Two years ago nearly a third of AICPA members reported no familiarity with IFRS. But this year’s results show that number has been cut in half, to just over 15%. The latest survey, conducted April 20 to May 7, found that nearly half (47%) of CPAs already have basic knowledge of IFRS, a clear advancement from the 39% who had basic knowledge in October 2008.


Nearly one in four CPAs (24%) say they expect to need “advanced” knowledge of IFRS in coming years, compared with 5% who say they already have advanced knowledge. Seven percent expect to need expert knowledge in the future, compared with only 1% who have expert knowledge today.


More than half (60%) say the SEC should ultimately require adoption of IFRS for U.S. public companies, but most believe more convergence of U.S. GAAP with IFRS is needed first. Another 18% said IFRS should not be mandated, but should be available as an option for use by U.S. issuers. Only 6% said IFRS should not be mandated or allowed for U.S. issuers.

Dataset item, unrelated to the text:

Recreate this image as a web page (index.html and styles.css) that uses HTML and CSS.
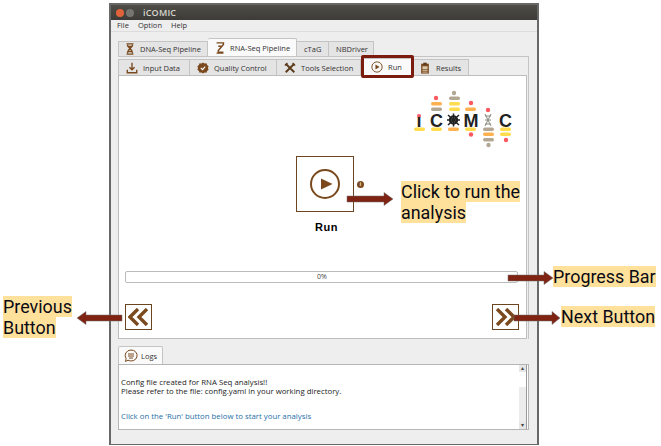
FILE: index.html
```html
<!DOCTYPE html>
<html lang="en">
<head>
    <meta charset="utf-8">
    <title>ICOMIC</title>
    <link rel="stylesheet" href="styles.css">
</head>
<body>
<div class="window">
    <div class="titlebar">
        <span class="dot close"></span>
        <span class="dot min"></span>
        <span class="title">iCOMIC</span>
    </div>
    <div class="menu"><span>File</span><span>Option</span><span>Help</span></div>
    <div class="content">
        <div class="tabs top-tabs">
            <div class="tab dna">
                <svg class="ico" viewBox="0 0 14 14"><path d="M3 1h8M3 13h8M4 2c0 4 6 4 6 10M10 2c0 4-6 4-6 10M5 4h4M5 10h4" fill="none" stroke="#7a4a1e" stroke-width="1.7"/></svg>
                DNA-Seq Pipeline
            </div>
            <div class="tab active rna">
                <svg class="ico" viewBox="0 0 14 14"><path d="M3 1h8v2L5 10v2h6M3 13h8M5 5h5" fill="none" stroke="#7a4a1e" stroke-width="1.7"/></svg>
                RNA-Seq Pipeline
            </div>
            <div class="tab ctag">cTaG</div>
            <div class="tab nbd">NBDriver</div>
        </div>
        <div class="pane">
            <div class="tabs inner-tabs">
                <div class="tab input">
                    <svg class="ico" viewBox="0 0 14 14"><path d="M7 1v8M4 6l3 3 3-3M1.500 9v3.500h11V9" fill="none" stroke="#7a4a1e" stroke-width="1.600"/></svg>
                    Input Data
                </div>
                <div class="tab quality">
                    <svg class="ico" viewBox="0 0 14 14"><path d="M7 .5l1.800 1.200 2.200-.2.800 2 1.700 1.400-.7 2.100.7 2.100-1.700 1.400-.8 2-2.200-.2L7 13.500l-1.800-1.200-2.200.2-.8-2L.5 9.100 1.200 7 .5 4.900l1.700-1.400.8-2 2.200.2z" fill="#7a4a1e"/><path d="M4.500 7l2 2 3-3.500" fill="none" stroke="#fff" stroke-width="1.300"/></svg>
                    Quality Control
                </div>
                <div class="tab tools">
                    <svg class="ico" viewBox="0 0 14 14"><path d="M2 2l10 10M12 2L2 12" fill="none" stroke="#5b3a1a" stroke-width="2.200"/><path d="M1 4l3-3M10 1l3 3" stroke="#5b3a1a" stroke-width="1.500"/></svg>
                    Tools Selection
                </div>
                <div class="tab active run">
                    <svg class="ico" viewBox="0 0 14 14"><circle cx="7" cy="7" r="6" fill="none" stroke="#7a4a1e" stroke-width="1.100"/><path d="M5.200 4.200L10 7l-4.800 2.800z" fill="#7a4a1e"/></svg>
                    Run
                </div>
                <div class="tab results">
                    <svg class="ico" viewBox="0 0 14 14"><rect x="2.500" y="2" width="9" height="11.500" fill="#7a4a1e"/><rect x="5" y=".8" width="4" height="2.500" fill="#5b3a1a"/><rect x="4" y="5" width="6" height="3.500" fill="#d9c7ae"/><path d="M4 10h6M4 11.800h6" stroke="#d9c7ae"/></svg>
                    Results
                </div>
            </div>
            <div class="run-page">
                <div class="logo-row">
                    <svg class="logo" width="108" height="60" viewBox="410 88 108 60">
                        <g fill="#f9595f">
                            <circle cx="419" cy="116" r="2"/><circle cx="436" cy="98" r="2.200"/>
                            <circle cx="471" cy="103" r="2.200"/><circle cx="471" cy="134.500" r="2.200"/>
                            <circle cx="488" cy="110" r="2.200"/><circle cx="506" cy="140" r="2.200"/>
                        </g>
                        <g fill="#b3a794">
                            <circle cx="454" cy="93" r="2.200"/><circle cx="488.500" cy="145" r="2.200"/>
                            <rect x="449" y="96.500" width="11" height="3.500" rx="1.700"/>
                            <rect x="431" y="107.500" width="11" height="3.500" rx="1.700"/>
                            <rect x="483" y="127.500" width="11" height="3.500" rx="1.700"/>
                            <rect x="483" y="138" width="11" height="3.500" rx="1.700"/>
                        </g>
                        <g fill="#ffb14f">
                            <rect x="431" y="102" width="11" height="3.500" rx="1.700"/>
                            <rect x="465" y="107.500" width="11" height="3.500" rx="1.700"/>
                            <rect x="448" y="127.500" width="11" height="3.500" rx="1.700"/>
                            <rect x="483" y="132.500" width="11" height="3.500" rx="1.700"/>
                        </g>
                        <g fill="#ffdc4d">
                            <rect x="414" y="127.500" width="11" height="3.500" rx="1.700"/>
                            <rect x="431" y="127.500" width="11" height="3.500" rx="1.700"/>
                            <rect x="449" y="102" width="11" height="3.500" rx="1.700"/>
                            <rect x="449" y="107.500" width="11" height="3.500" rx="1.700"/>
                            <rect x="465" y="127.500" width="11" height="3.500" rx="1.700"/>
                            <rect x="500" y="127.500" width="11" height="3.500" rx="1.700"/>
                            <rect x="500" y="132.500" width="11" height="3.500" rx="1.700"/>
                        </g>
                        <text class="logo-text" x="419" y="126.500" text-anchor="middle">ı</text>
                        <text class="logo-text" x="436.500" y="126.500" text-anchor="middle">C</text>
                        <text class="logo-text" x="471" y="126.500" text-anchor="middle">M</text>
                        <text class="logo-text" x="505.500" y="126.500" text-anchor="middle">C</text>
                        <circle cx="453.500" cy="120" r="3.600" fill="none" stroke="#222" stroke-width="2.200"/>
                        <path d="M448 115l11 10M459 115l-11 10M453.500 113.500v13M447 120h13" stroke="#222" stroke-width="1.500"/>
                        <path d="M485 114l6 12M491 114l-6 12M485 116h6M485 120h6M485 124h6" fill="none" stroke="#8a8a80" stroke-width="1"/>
                    </svg>
                </div>
                <div class="run-block">
                    <div class="run-col">
                        <div class="run-btn">
                            <svg width="32" height="32" viewBox="0 0 32 32"><circle cx="16" cy="16" r="14" fill="none" stroke="#7a4a1e" stroke-width="2"/><path d="M12 10.500L23.500 16 12 21.500z" fill="#7a4a1e"/></svg>
                        </div>
                        <div class="run-label">Run</div>
                    </div>
                    <span class="info">i</span>
                </div>
                <div class="progress">0%</div>
                <div class="nav-row">
                    <div class="nav-btn">
                        <svg width="21" height="18" viewBox="0 0 21 18"><path d="M10 1L2 9l8 8M19 1l-8 8 8 8" fill="none" stroke="#7a4a1e" stroke-width="3.400"/></svg>
                    </div>
                    <div class="nav-btn">
                        <svg width="21" height="18" viewBox="0 0 21 18"><path d="M2 1l8 8-8 8M11 1l8 8-8 8" fill="none" stroke="#7a4a1e" stroke-width="3.400"/></svg>
                    </div>
                </div>
            </div>
        </div>
        <div class="tabs log-tabs">
            <div class="tab active logs">
                <svg class="ico" viewBox="0 0 14 14"><path d="M7 1a6 5.500 0 1 1-3 10.200L1.500 12.500l.6-3A6 5.500 0 0 1 7 1z" fill="none" stroke="#7a4a1e"/><path d="M4 5h6M4 7h6M5 9h4" stroke="#7a4a1e"/></svg>
                Logs
            </div>
        </div>
        <div class="log-panel">
            <div class="log-text">
                <p>Config file created for RNA Seq analysis!!</p>
                <p>Please refer to the file: config.yaml in your working directory.</p>
                <p class="log-link">Click on the 'Run' button below to start your analysis</p>
            </div>
            <div class="scrollbar">
                <span class="sb-arrow">&#9652;</span>
                <span class="sb-track"></span>
                <span class="sb-arrow">&#9662;</span>
            </div>
        </div>
    </div>
</div>

<!-- annotations drawn over the screenshot -->
<div class="run-mark"></div>
<svg class="arrows" width="661" height="446" viewBox="0 0 661 446">
    <g fill="#7f2412" stroke="#6d6d6d" stroke-width=".5">
        <path d="M347 196h37v-3.500l9 6.500-9 6.500V202h-37z"/>
        <path d="M122 315H86v-3.500L77 318l9 6.500V321h36z"/>
        <path d="M508 275h36v-3.500l9 6.500-9 6.500V281h-36z"/>
        <path d="M514 315h38v-3.500l8 6.500-8 6.500V321h-38z"/>
    </g>
</svg>
<div class="note note-run"><span>Click to run the</span><span>analysis</span></div>
<div class="note note-progress"><span>Progress Bar</span></div>
<div class="note note-prev"><span>Previous</span><span>Button</span></div>
<div class="note note-next"><span>Next Button</span></div>
</body>
</html>
```

FILE: styles.css
```css
* {
    margin: 0;
    padding: 0;
    box-sizing: border-box;
}
html, body {
    height: 100%;
    overflow: hidden;
}
body {
    background-color: #fff;
    font-family: "Open Sans", "Noto Sans", sans-serif;
    color: #333;
}
.window {
    width: 430px;
    height: 442px;
    margin: 3px 0 0 109px;
    border: 2px solid #686868;
    border-bottom-width: 1px;
    background-color: #eee;
    display: flex;
    flex-direction: column;
}
.titlebar {
    height: 15px;
    background: linear-gradient(#4f4d47, #3c3b37);
    display: flex;
    align-items: center;
    padding-left: 5px;
    gap: 2px;
}
.dot {
    width: 8px;
    height: 8px;
    border-radius: 50%;
}
.close {
    background-color: #e0633a;
}
.min {
    background-color: #77756f;
    margin-right: 7px;
}
.title {
    font-size: 9px;
    font-weight: 600;
    color: #d8d5cd;
    letter-spacing: .2px;
}
.menu {
    height: 12px;
    display: flex;
    gap: 9px;
    padding-left: 6px;
    font-size: 7.500px;
    line-height: 11px;
    color: #333;
    border-bottom: 1px solid #dcdcdc;
}
.content {
    flex: 1;
    padding: 6px 8px 0 7px;
    display: flex;
    flex-direction: column;
}
.tabs {
    display: flex;
}
.top-tabs {
    height: 18px;
    align-items: flex-end;
}
.tab {
    height: 15px;
    display: flex;
    align-items: center;
    gap: 5px;
    font-size: 7.500px;
    color: #333;
    background-color: #e4e4e4;
    border: 1px solid #c4c4c4;
    border-bottom: 0;
    border-left: 0;
    white-space: nowrap;
    padding-left: 7px;
}
.tab.active {
    background-color: #fafafa;
    border-radius: 2px 2px 0 0;
}
.ico {
    width: 12px;
    height: 12px;
    flex: none;
}
.dna {
    width: 90px;
    border-left: 1px solid #c4c4c4;
    padding-left: 5px;
    gap: 4px;
}
.rna {
    width: 89px;
    height: 18px;
    padding-left: 6px;
    gap: 4px;
}
.ctag {
    width: 32px;
}
.nbd {
    width: 45px;
    padding-left: 7px;
}
.pane {
    height: 283px;
    border: 1px solid #c4c4c4;
    border-bottom: 0;
    border-left: 0;
    padding-top: 1px;
    padding-right: 1px;
    display: flex;
    flex-direction: column;
}
.inner-tabs {
    height: 17px;
    align-items: flex-end;
}
.inner-tabs .tab {
    height: 16px;
}
.input {
    width: 72px;
    border-left: 1px solid #c4c4c4;
}
.quality {
    width: 87px;
}
.tools {
    width: 84px;
}
.run {
    width: 53px;
    padding-left: 10px;
}
.inner-tabs .run {
    height: 17px;
}
.results {
    width: 55px;
    padding-left: 5px;
}
.run-page {
    flex: 1;
    background-color: #fff;
    border: 1px solid #bdbdbd;
    padding: 12px 8px 0 6px;
    display: flex;
    flex-direction: column;
}
.logo-row {
    display: flex;
    justify-content: flex-end;
    height: 60px;
}
.logo-text {
    font-family: "Liberation Sans", sans-serif;
    font-size: 18px;
    font-weight: 700;
    fill: #222;
}
.run-block {
    display: flex;
    margin: 8px 0 0 171px;
}
.run-col {
    width: 58px;
}
.run-btn {
    width: 58px;
    height: 56px;
    border: 1px solid #6b4420;
    display: flex;
    align-items: center;
    justify-content: center;
}
.run-label {
    margin-top: 8px;
    height: 14px;
    padding-left: 3px;
    font-family: "Liberation Sans", sans-serif;
    font-size: 11px;
    font-weight: 700;
    letter-spacing: .6px;
    line-height: 14px;
    text-align: center;
    color: #000;
}
.info {
    width: 7px;
    height: 7px;
    margin: 25px 0 0 3px;
    border-radius: 50%;
    background-color: #7a4a1e;
    color: #e8d8c4;
    font-size: 6px;
    font-weight: 700;
    line-height: 7px;
    text-align: center;
}
.progress {
    height: 12px;
    margin-top: 37px;
    border: 1px solid #bbb;
    border-radius: 2px;
    padding-left: 1px;
    font-size: 7px;
    line-height: 10px;
    text-align: center;
    color: #444;
}
.nav-row {
    display: flex;
    justify-content: space-between;
    margin: 21px -1px 0 0;
}
.nav-btn {
    width: 27px;
    height: 26px;
    border: 1px solid #6b4420;
    display: flex;
    align-items: center;
    justify-content: center;
}
.log-tabs {
    height: 18px;
    margin-top: 7px;
}
.logs {
    width: 45px;
    height: 18px;
    border-left: 1px solid #c4c4c4;
    padding-left: 5px;
    gap: 3px;
}
.logs .ico {
    width: 14px;
    height: 14px;
}
.log-panel {
    height: 66px;
    background-color: #fff;
    border: 1px solid #b5b5b5;
    display: flex;
    justify-content: space-between;
}
.log-text {
    padding: 13px 0 0 2px;
    font-size: 7.800px;
    line-height: 8.500px;
    color: #222;
}
.log-link {
    margin-top: 17px;
    color: #1f6fa8;
}
.scrollbar {
    width: 8px;
    margin-right: 1px;
    display: flex;
    flex-direction: column;
    border-right: 1px solid #999;
}
.sb-arrow {
    height: 7px;
    font-size: 6px;
    line-height: 7px;
    text-align: center;
    background-color: #e6e6e6;
    color: #444;
}
.sb-track {
    flex: 1;
    margin-top: 15px;
    background-color: #ececec;
}
.run-mark {
    position: absolute;
    left: 361px;
    top: 55px;
    width: 53px;
    height: 23px;
    border: 3px solid #7b1c0e;
    border-radius: 2px;
}
.arrows {
    position: absolute;
    left: 0;
    top: 0;
}
.note {
    position: absolute;
    display: flex;
    flex-direction: column;
    align-items: flex-start;
    font-family: Roboto, sans-serif;
    font-size: 17.900px;
    line-height: 21px;
    color: #0a0a14;
}
.note span {
    background-color: #ffe19b;
    white-space: nowrap;
}
.note-run {
    left: 401px;
    top: 181px;
}
.note-progress {
    left: 553px;
    top: 266px;
}
.note-prev {
    left: 3px;
    top: 296px;
}
.note-next {
    left: 561px;
    top: 306px;
}
```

And 16% were unsure.


For more on the survey, go to tinyurl.com/2a854lz.


A majority of respondents (53%) are aware that the International Accounting Standards Board (IASB) recently issued IFRS for Small and Medium-sized Entities (SMEs). However, 51% of CPAs in public practice are “unsure” about whether they would advise their clients to adopt IFRS for SMEs. A similar percentage (49%) of CPAs working for private companies indicated that they were unsure about adopting IFRS for SMEs.